Blyth: New block of tickets on sale to “The Wind Coming Over the Sea” September 25-October 5
Monday, July 28, 2025
The Blyth Festival is pleased to announce an extension of the 2025 season and the run of THE WIND COMING OVER THE SEA, the acclaimed new folk musical by internationally renowned author and playwright Emma Donoghue (Room, The Wonder). Following a sold-out world premiere engagement in Blyth, additional performances have been added from September 25 to October 5 on The Margaret Stephens Stage at Memorial Hall, with tickets now on sale.
Premiering on Saturday, June 28, THE WIND COMING OVER THE SEA was met with overwhelming enthusiasm from audiences and critics alike. All performances in its initial run are now sold out, prompting a wave of public demand.
Speaking about the extension, Lisa Thompson, MPP for Huron-Bruce said "From the stage to the main street, the Blyth Festival enriches our communities and boosts our economy. Through the Experience Ontario 2025 program, we’re helping bring even more people to Huron–Bruce to shop, dine, stay—and be inspired, ensuring that rural Ontario remains vibrant, connected, and full of life."
Donoghue's play was developed by the Blyth Festival as part of its ongoing commitment to the creation of original Canadian theatre.
For over 51 years, the Blyth Festival has championed Canadian theatre, producing works by more than 300 Canadian playwrights. Through commissions and new productions, Blyth has helped launch plays that have toured widely and become Canadian classics including the Governor General’s Award-winning play by Anne Chislett QUIET IN THE LAND which is currently running in Blyth until Aug. 23 and Michael Healey’s THE DRAWER BOY – named one of the Top Ten Plays of 2001 by Time Magazine.
The organization currently also has 26 new Canadian plays in development under the creative guidance of Artistic Director Gil Garratt, who has led the company since 2014.
A world premiere production written by the internationally acclaimed, best-selling author of The Pull of the Stars and ROOM, opened in late June and has been playing to sold out audiences ever since. On stage at the historic Blyth Festival Margaret Stephens Stage at Memorial Hall in a production directed by Blyth Festival Artistic Director Gil Garratt, THE WIND COMING OVER THE SEA is a folk musical incorporating traditional Irish and British ballads performed live on stage by the acting company, telling the true story of Henry and Jane Johnson, who emigrated from the town of Antrim in Northern Ireland to Southwestern Ontario during the Great Famine of the 1840’s. A deeply moving tale of love and perseverance that interweaves music with verbatim text from archival letters exchanged by the Johnsons, Donoghue’s play takes an unflinching look at a fundamental and ongoing piece of the story of Canada – the promise and peril of emigration. The production features Landon Doak as Henry Johnson and Shelayna Christante as Jane Johnson.

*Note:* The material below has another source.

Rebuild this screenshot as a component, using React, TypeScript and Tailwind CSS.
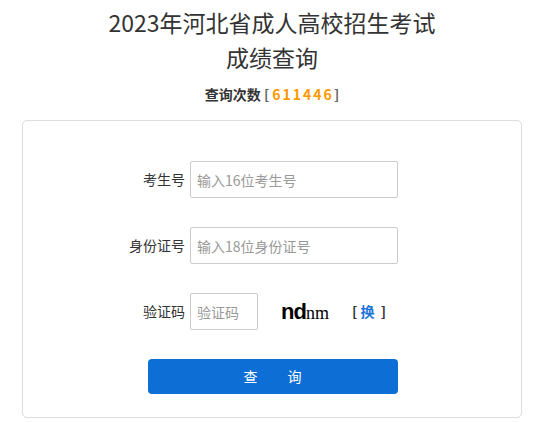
import React from "react";

const font = { fontFamily: '"Noto Sans CJK SC", "Noto Sans", sans-serif' };

function Row({ label, children }: { label: string; children: React.ReactNode }) {
  return (
    <div className="flex items-center">
      <label className="w-[167px] pr-[5px] text-right text-[14px] text-[#333]">{label}</label>
      {children}
    </div>
  );
}

export default function App() {
  return (
    <div className="w-[544px] min-h-[423px] bg-white text-[#333]" style={font}>
      <div className="pt-[5px] text-center">
        <h1 className="text-[23px] leading-[35px] font-normal text-[#333]">
          2023年河北省成人高校招生考试
          <br />
          成绩查询
        </h1>
        <p className="mt-[9px] text-[14px] leading-[20px] font-bold text-[#333]">
          查询次数 <span className="mr-[3px] text-[#666]">[</span>
          <span className="text-[#ff9900] tracking-[2px]">61144</span>
          <span className="text-[#ff9900]">6</span>
          <span className="ml-[2px] text-[#666]">]</span>
        </p>
      </div>

      <div className="mx-[22px] mt-[16px] rounded-[5px] border border-[#dddddd] pt-[40px] pb-[23px]">
        <div className="flex flex-col gap-[29px]">
          <Row label="考生号">
            <input
              className="h-[37px] w-[208px] rounded-[2px] border border-[#cccccc] px-[6px] text-[14px] outline-none placeholder:text-[#999]"
              placeholder="输入16位考生号"
            />
          </Row>
          <Row label="身份证号">
            <input
              className="h-[37px] w-[208px] rounded-[2px] border border-[#cccccc] px-[6px] text-[14px] outline-none placeholder:text-[#999]"
              placeholder="输入18位身份证号"
            />
          </Row>
          <Row label="验证码">
            <input
              className="h-[37px] w-[68px] rounded-[2px] border border-[#cccccc] px-[6px] text-[14px] outline-none placeholder:text-[#999]"
              placeholder="验证码"
            />
            <span className="ml-[23px] flex w-[54px] items-baseline leading-none text-black">
              <span className="text-[22px] font-bold tracking-[-1px]" style={{ fontFamily: '"Liberation Sans", sans-serif' }}>nd</span>
              <span className="text-[18px]" style={{ fontFamily: '"Liberation Serif", serif' }}>nm</span>
            </span>
            <span className="ml-[17px] whitespace-pre text-[14px] font-bold text-[#333]">
              {"[ "}<a className="text-[#1a73d6]">换</a>{"  ]"}
            </span>
          </Row>
          <div className="pl-[125px]">
            <button className="h-[35px] w-[250px] rounded-[4px] bg-[#0d6fd6] text-[14px] text-white tracking-[1px]">
              查&nbsp;&nbsp;&nbsp;&nbsp;&nbsp;&nbsp;&nbsp;询
            </button>
          </div>
        </div>
      </div>
    </div>
  );
}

An immigrant from Ireland herself, Donoghue first wrote about the Johnsons in a story entitled Counting the Days in 1998, the year she settled in Canada. When Henry Johnson first left Ireland for Canada by sea, over a year ahead of his wife Jane and their two young children, they corresponded through a series of letters which were kept and later published by various members of the Johnson family. The original letters are held in the Archives and Special Collections of Western University where Donoghue was at one point a writer in residence; almost every scene in Donoghue’s time capsule of a script springs from the lines found in these letters of love and longing exchanged between the young couple and dispatched across the ocean.
Donoghue was captivated by the emotion imbued in the letters and the care required to preserve them through generations: “The letters were so moving to me,” she adds. “I knew that Henry and Jane would have held onto them and carried them along on their journeys. They acted like a vector between these human beings, a kind of rope of love thrown from one to the next carrying Jane across the sea to Henry.”
Joining Garratt on the creative team behind THE WIND COMING OVER THE SEA are Set and Lighting designer Ken MacKenzie, Costume Designer Meghan Choma, Sound Designer Adam Campbell, Music Director Anne Lederman, and Music Supervisor George Meanwell. The cast also includes Geoffrey Armour, Masae Day and Festival veteran Michelle Fisk.